Saper scoprire le qualità che esistono in ogni individuo, saper ben utilizzare
queste qualità, studiare i pregi e le insufficienze di ogni compagno, saper
collocare ognuno al posto che meglio risponde alle sue attitudini, questo è uno
dei compiti fondamentali dell'organizzatore.
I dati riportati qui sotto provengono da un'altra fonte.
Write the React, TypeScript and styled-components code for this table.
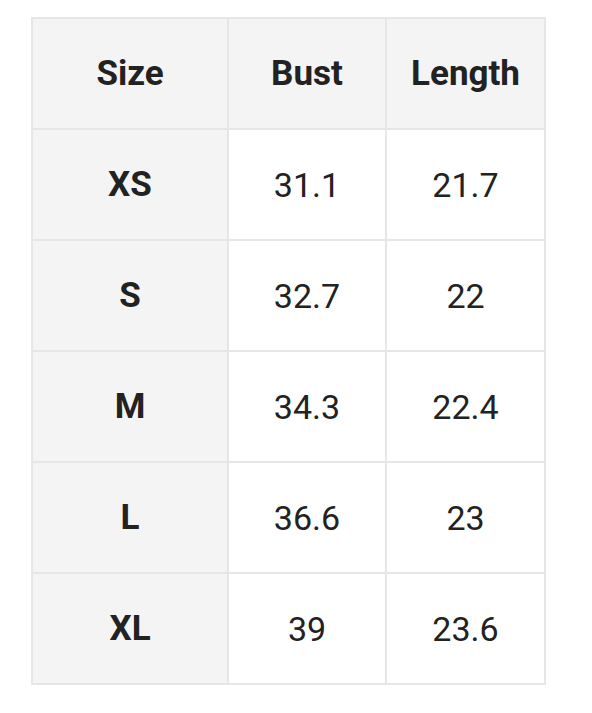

E' un luogo comune l'affermazione che noi dobbiamo badare esclusivamente
all'interesse del partito, prescindendo da quelle che possono essere le
inclinazioni individuali. E' questo un criterio d'organizzazione del tutto
errato che dà risultati negativi in qualsiasi campo dell'attività umana. L'uomo
rende quanto più il lavoro che esso compie risponde, non solo all'obiettivo
supremo per il quale esso agisce e lotta (che può essere obiettivo politico,
scientifico, o di produzione) ma anche in quanto quel lavoro soddisfa le sue
attitudini e la sua inclinazione ad una particolare attività. Questo principio
organizzativo vale anche per i comunisti. Perché se è vero che i comunisti
subordinano alla causa, per cui lottano ogni vanità, ogni soddisfazione, ogni
ambizione personale è anche vero che i comunisti sono uomini normali come tutti
gli altri uomini, molti di essi temprati dalla lotta e dal sacrificio, ma pur
sempre uomini con le stesse esigenze, con gli stessi difetti e le stesse
qualità degli altri uomini.
La formazione e lo sviluppo dei quadri è il compito fondamentale di
un'organizzazione, l'utilizzazione di tutte le forze di cui il partito dispone,
saper aumentare giorno per giorno queste forze ed il loro rendimento, riuscire
ad indurre ogni compagno a migliorarsi quotidianamente e ad impegnare tutta la
sua volontà tutte le sue energie fisiche ed intellettuali nell'interesse del
partito, nella realizzazione della linea politica del partito: in questo
consiste essenzialmente l'arte dell'organizzazione.